Wednesday, May 31, 2017

Mini Oreo Cheesecake with Chocolate Mousse Topping

This is part 2 from a post back on April 19, I completely forgot to share Brooke's WINNING dessert with you! If you remember, we had another Chopped competition - I made Caramel Apple Pie with Crumb Topping (seriously, how does that not win? click here for that post)- to keep it fair we served our desserts anonymously and she was, once again, crowned the winner. Brat. I gotta say though, this is a good recipe and she rocked it.

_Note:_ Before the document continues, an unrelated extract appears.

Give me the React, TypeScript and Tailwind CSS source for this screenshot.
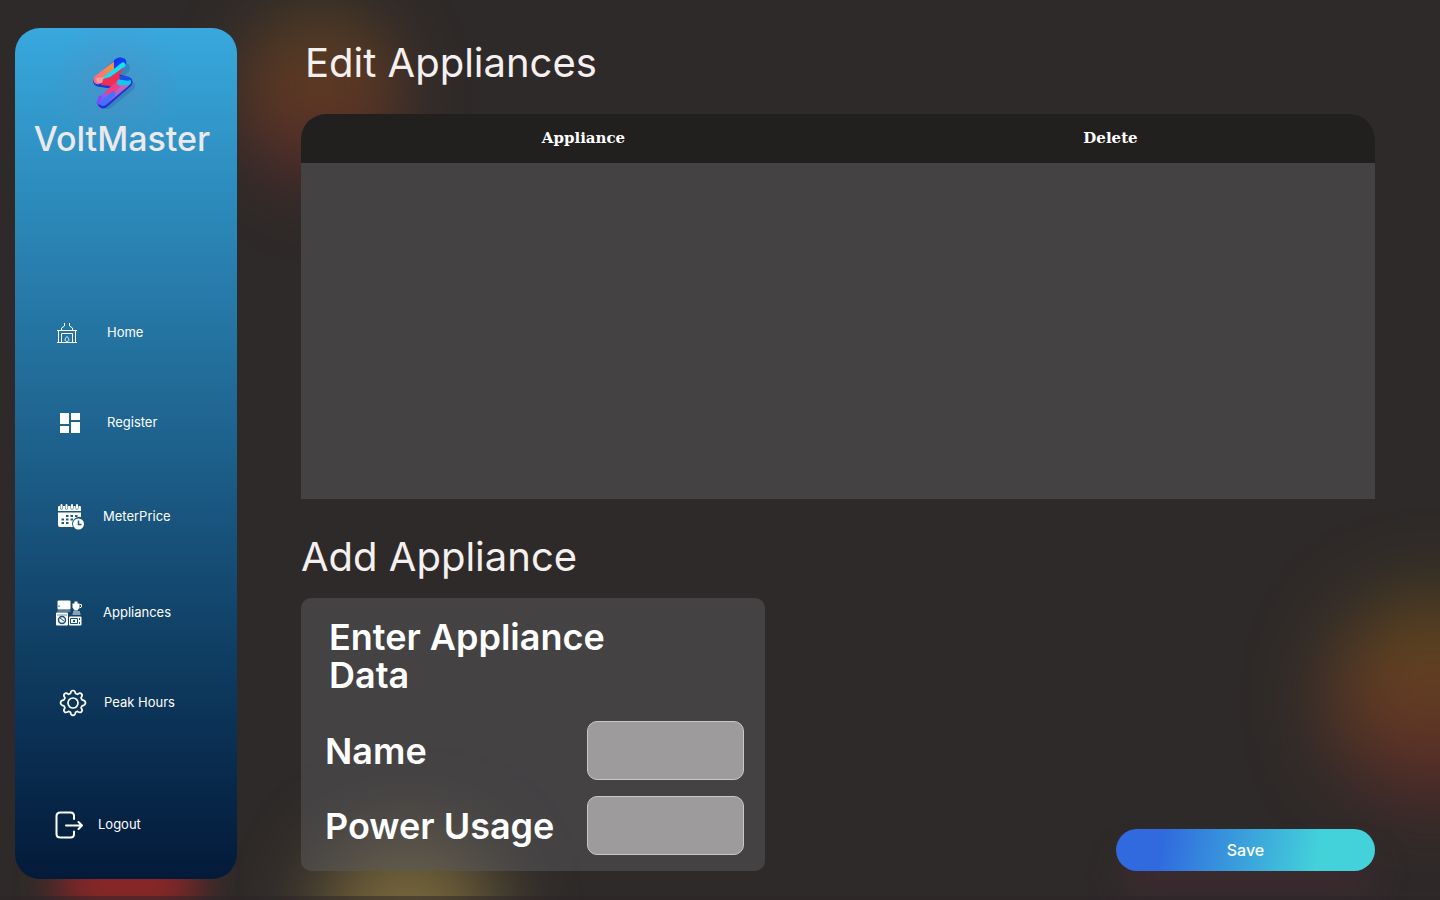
import type { ReactNode } from "react";

function Logo() {
  return (
    <svg width="44" height="54" viewBox="0 0 44 54" fill="none" strokeLinecap="round" strokeLinejoin="round" aria-hidden="true">
      <defs>
        <linearGradient id="top" x1="4" y1="24" x2="32" y2="4" gradientUnits="userSpaceOnUse">
          <stop offset="0" stopColor="#f06d8c" />
          <stop offset="0.6" stopColor="#f0914a" />
          <stop offset="1" stopColor="#ef8b3f" />
        </linearGradient>
        <linearGradient id="low" x1="10" y1="48" x2="36" y2="24" gradientUnits="userSpaceOnUse">
          <stop offset="0" stopColor="#6a5cff" />
          <stop offset="0.5" stopColor="#b45fd0" />
          <stop offset="1" stopColor="#d760b4" />
        </linearGradient>
      </defs>
      <path d="M33 11 L24 21 M38 29 L16 47" stroke="#2a6ea8" strokeOpacity="0.45" strokeWidth="10" />
      <path d="M28 6 L6.500 24 L19 26 M23 22 L35 25 L11 46" stroke="#1b34d8" strokeWidth="11" />
      <path d="M27 6.500 L6 22.500" stroke="url(#top)" strokeWidth="9.500" />
      <path d="M22 7 V3 Q28 -1 33 2 Q35 4 34 7 L22 14 Z" fill="#0b3df5" />
      <path d="M31 8 L13 22" stroke="#12e2f5" strokeWidth="5" />
      <path d="M32 10 L27 19 L33 20 L30 25 L26 30 L9 28 L11 22 L18 20 Z" fill="#ef2e55" />
      <path d="M4 21 L12 20 L10 26 L5 26 Z" fill="#f6a3a0" fillOpacity="0.8" />
      <path d="M33 25 L11 43.500" stroke="url(#low)" strokeWidth="10.500" />
      <path d="M17 31 L26 23 L32 20 L28 30 L20 37 L12 37 Z" fill="#ee3f86" />
      <path d="M28 25.500 L36 25" stroke="#10c8f2" strokeWidth="6" />
      <path d="M29 21 L36 22" stroke="#1450f0" strokeWidth="3.500" />
      <path d="M21 37 L11 46" stroke="#2f78ff" strokeWidth="5" strokeOpacity="0.85" />
      <path d="M8 40 L6 46" stroke="#7b4df2" strokeWidth="3" />
    </svg>
  );
}

function HomeIcon() {
  return (
    <svg width="22" height="22" viewBox="0 0 22 22" fill="none" stroke="white" aria-hidden="true">
      <path d="M8.500 1v3l-3 2v2.500M13.500 1v3l3 2v2.500M1 8.500h20M1 20.500h20M2.500 9v11M19.500 9v11M5.500 20v-8.500h11V20" />
      <path d="M11 14.500c-3 3-2 5 0 5s3-2 0-5Z" />
    </svg>
  );
}

function RegisterIcon() {
  return (
    <svg width="22" height="22" viewBox="0 0 22 22" fill="white" aria-hidden="true">
      <path d="M1 1h9v11H1zM12 1h9v7h-9zM1 14h9v7H1zM12 10h9v11h-9z" />
    </svg>
  );
}

function MeterIcon() {
  return (
    <svg width="28" height="28" viewBox="0 0 28 28" fill="white" aria-hidden="true">
      <path d="M1 4q0-1 1-1h21q1 0 1 1v4H1zM1 9.500h23V14a7 7 0 0 0-8 10H3q-2 0-2-2z" />
      <path d="M4.500 2v3M9.500 2v3M15 2v3M20 2v3" stroke="#1b5a85" strokeWidth="3" strokeLinecap="round" />
      <path d="M4.500 2v3M9.500 2v3M15 2v3M20 2v3" stroke="white" strokeWidth="2" strokeLinecap="round" />
      <path d="M9 12h2.500v2H9zM13.500 12H16v2h-2.500zM18 12h2.500v2H18zM4.500 15.500H7v2H4.500zM9 15.500h2.500v2H9zM13.500 15.500H16v2h-2.500zM4.500 19H7v2H4.500zM9 19h2.500v2H9z" fill="#1b5a85" />
      <circle cx="21.500" cy="21" r="5.500" />
      <path d="M21.500 17.500v4h3" stroke="#1b5a85" strokeWidth="1.500" fill="none" />
    </svg>
  );
}

function AppliancesIcon() {
  return (
    <svg width="28" height="28" viewBox="0 0 28 28" fill="none" aria-hidden="true">
      <rect x="2.500" y="1.500" width="13" height="9" rx="1" fill="white" />
      <path d="M4 6.500v1.500" stroke="#19507a" />
      <path d="M2.500 12h13" stroke="white" strokeOpacity="0.6" />
      <path d="M17.500 4.500h7v4l-2 3h-3l-2-3zM19.500 2.500h3v2h-3z" fill="white" />
      <path d="M24.500 5.500h2v2.500l-2 1M18 13h7M17.500 15h8" stroke="white" />
      <rect x="1" y="13.500" width="12" height="13" rx="1" fill="white" />
      <path d="M2 16h10" stroke="#19507a" strokeOpacity="0.6" />
      <circle cx="7" cy="21" r="3.500" stroke="#19507a" strokeWidth="1.500" />
      <path d="m5 19 4 3" stroke="#19507a" />
      <rect x="14" y="17.500" width="12.500" height="9" rx="1" fill="white" />
      <path d="M15.500 19.500h7v5h-7zM24.500 19v2M24.500 23v2" stroke="#19507a" />
      <path d="M18 22h2" stroke="#19507a" strokeWidth="2" />
    </svg>
  );
}

function GearIcon() {
  return (
    <svg width="28" height="28" viewBox="0 0 28 28" fill="none" stroke="white" strokeWidth="1.700" strokeLinejoin="round" aria-hidden="true">
      <circle cx="14" cy="14" r="5" />
      <path d="M11.500 4.500q.3-3 2.500-3t2.500 3l2 .8q2.500-2 4-.5t-.5 4l1 2q3.500.5 3.500 3t-3.500 3l-1 2q2 2.500.5 4t-4-.5l-2 1q-.3 3-2.500 3t-2.500-3l-2-1q-2.500 2-4 .5t.5-4l-1-2q-3.500-.5-3.500-3t3.500-3l1-2q-2-2.500-.5-4t4 .5z" />
    </svg>
  );
}

function LogoutIcon() {
  return (
    <svg width="28" height="28" viewBox="0 0 28 28" fill="none" stroke="white" strokeWidth="2" strokeLinecap="round" strokeLinejoin="round" aria-hidden="true">
      <path d="M19 8V5q0-3.500-3.500-3.500h-10Q1.500 1.500 1.500 5v18q0 3.500 4 3.500h10Q19 26.500 19 23v-2.500M11 14.500h16M23.500 11l3.500 3.500-3.500 3.500" />
    </svg>
  );
}

function NavItem({ icon, label, place }: { icon: ReactNode; label: string; place: string }) {
  return (
    <a href="#" className={`flex h-7 items-center text-[13px] text-white ${place}`}>
      {icon}
      <span>{label}</span>
    </a>
  );
}

export default function App() {
  return (
    <div className="relative isolate flex min-h-screen overflow-hidden bg-[#2e2a29] pt-7 pr-[65px] pb-[21px] pl-[15px] font-['Inter','Liberation_Sans',sans-serif]">
      <div aria-hidden="true" className="pointer-events-none absolute inset-0 -z-10">
        <div className="absolute top-0 left-60 h-48 w-40 rounded-full bg-linear-to-b from-[#5f4a20]/50 via-[#98481e]/50 to-[#5b2029]/50 blur-[32px]" />
        <div className="absolute -right-24 bottom-24 h-52 w-52 rounded-full bg-linear-to-b from-[#7a6010]/60 via-[#8b4820]/60 to-[#6b2029]/60 blur-[40px]" />
        <div className="absolute -bottom-6 left-14 h-20 w-36 rounded-full bg-[#b02527]/70 blur-[20px]" />
        <div className="absolute -bottom-24 left-80 h-40 w-44 rounded-full bg-[#8b7840]/80 blur-[40px]" />
        <div className="absolute right-16 bottom-1 h-10 w-64 rounded-full bg-[#4c2937]/50 blur-[16px]" />
        <div className="absolute inset-x-0 bottom-0 h-1 bg-[#2c2328]/50" />
      </div>

      <aside className="flex w-[222px] shrink-0 flex-col rounded-[25px] bg-linear-to-b from-[#38a8dd] via-[#1d608b] via-50% to-[#041a39]">
        <div className="flex flex-col items-center bg-[radial-gradient(circle_at_45%_42%,#6f7fb04d,transparent_45%)] pt-[29px]">
          <div className="pr-6">
            <Logo />
          </div>
          <p className="mt-1 pr-2 text-[34px] leading-[48px] font-medium text-[#ece8ec]">VoltMaster</p>
        </div>
        <nav aria-label="Main" className="flex grow flex-col pt-[156px]">
          <NavItem icon={<HomeIcon />} label="Home" place="ml-[41px] gap-[29px]" />
          <NavItem icon={<RegisterIcon />} label="Register" place="mt-[62px] ml-11 gap-[26px]" />
          <NavItem icon={<MeterIcon />} label="MeterPrice" place="mt-[66px] ml-[42px] gap-[18px]" />
          <NavItem icon={<AppliancesIcon />} label="Appliances" place="mt-[68px] ml-10 gap-5" />
          <NavItem icon={<GearIcon />} label="Peak Hours" place="mt-[62px] ml-11 gap-[17px]" />
          <NavItem icon={<LogoutIcon />} label="Logout" place="mt-auto mb-10 ml-10 gap-[15px]" />
        </nav>
      </aside>

      <main className="ml-16 flex min-w-0 grow flex-col">
        <h1 className="pt-2 pl-1 text-[40px] leading-[54px] text-[#f5f0f0]">Edit Appliances</h1>
        <div className="mt-6 h-[385px] overflow-hidden rounded-t-[25px] bg-[#444243]">
          <table className="w-full table-fixed">
            <thead className="bg-[#21201e] font-['DejaVu_Serif',serif] text-[15px] text-white">
              <tr className="h-[49px]">
                <th scope="col" className="p-0 pl-7 font-bold">Appliance</th>
                <th scope="col" className="p-0 pl-2 font-bold">Delete</th>
              </tr>
            </thead>
            <tbody />
          </table>
        </div>
        <h2 className="mt-7 text-[40px] leading-[59px] text-[#f5f0f0]">Add Appliance</h2>
        <div className="mt-3 flex items-end justify-between">
          <form id="appliance" className="flex h-[273px] w-[464px] flex-col rounded-[10px] bg-[#5a5a5d]/50 pt-5 pr-[21px] pl-6 font-semibold text-white">
            <h3 className="w-80 pl-1 text-[36px] leading-[38px]">Enter Appliance Data</h3>
            <div className="mt-[27px] flex items-center justify-between">
              <label htmlFor="name" className="text-[36px] leading-[38px]">Name</label>
              <input id="name" className="h-[59px] w-[157px] rounded-[10px] border border-[#c9c7c8] bg-[#9d9b9b] px-3 text-base" />
            </div>
            <div className="mt-4 flex items-center justify-between">
              <label htmlFor="power" className="text-[36px] leading-[38px]">Power Usage</label>
              <input id="power" className="h-[59px] w-[157px] rounded-[10px] border border-[#c9c7c8] bg-[#9d9b9b] px-3 text-base" />
            </div>
          </form>
          <button type="submit" form="appliance" className="h-[42px] w-[259px] rounded-full bg-[linear-gradient(100deg,#306ade_18%,#43d2da_78%)] font-medium text-white">
            Save
          </button>
        </div>
      </main>
    </div>
  );
}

Make them both and decide for yourself (and if you pick my pie please leave me comments below so I can share with her hahaha!!).

Ingredients
For the Oreo Crust:
18 whole Oreos-crushed into a fine crumbs
1/4 cup unsalted butter- melted
For the cheesecake filling:
16 oz cream cheese- softened to room temperature
3/4 cup granulated sugar
1/4 cup sour crème
1 Tablespoon flour
3 egg whites
1 teaspoon vanilla extract
For the chocolate mousse:
3 egg yolks
6 Tablespoons powdered sugar
1 2/3 cups heavy whipping cream
5 oz semisweet baking chocolate-finely chopped
4-5 Oreos crushed
2-3 Tablespoons milk (or more if needed)

16-18 mini Oreo cookies for garnish

Instructions
    To make the crust:
  • Preheat oven to 350 F degrees, line cupcake pans with 18 liners, set aside.
  • Stir together melted butter and finely crushed Oreo. Press 1 heaping Tablespoon of mixture into the bottom of each liner. You should have enough for 16-18 cups. Bake for 5 minutes and allow to slightly cool.
  • To make the cheesecake filling:
  • In a large bowl beat the cream cheese on medium speed until completely smooth. Add the sugar and sour cream and beat on medium speed until combined. Add the egg whites, one at a time, beating on low speed after each addition. DO NOT OVER MIX IT!
  • Beat in the vanilla extract and flour. Spoon the cheesecake batter onto the crusts to make the cups almost full. Bake for 20-25 minutes. Remove from the oven and allow to cool at room temperature, then transfer to the refrigerator to chill completely.
  • To make the chocolate mousse:
  • In a medium sauce pan stir together egg yolks, powdered sugar and 1/3 cup heavy whipping cream, cook over low heat until it’s start thickening and almost double in size WHISKING CONSTANTLY (you don’t want to make scrambled eggs).
  • Remove from heat and stir in chopped chocolate until it’s melted completely.Let it cool to room temperature stirring occasionally.
  • Separately beat remaining 1 1/3 cups heavy whipping cream until stiff peaks form. Whisk one fourth of mixed cream into chocolate custard to lighten. Fold in remaining cream gently but thoroughly.
  • Stir in crushed Oreos.
  • If the mousse is too thick for piping, stir in milk (add 1 tablespoon at the time until reach desired consistency)
  • Garnished with mini Oreos before serving.
  • Store in the fridge and bring to room temperature before serving.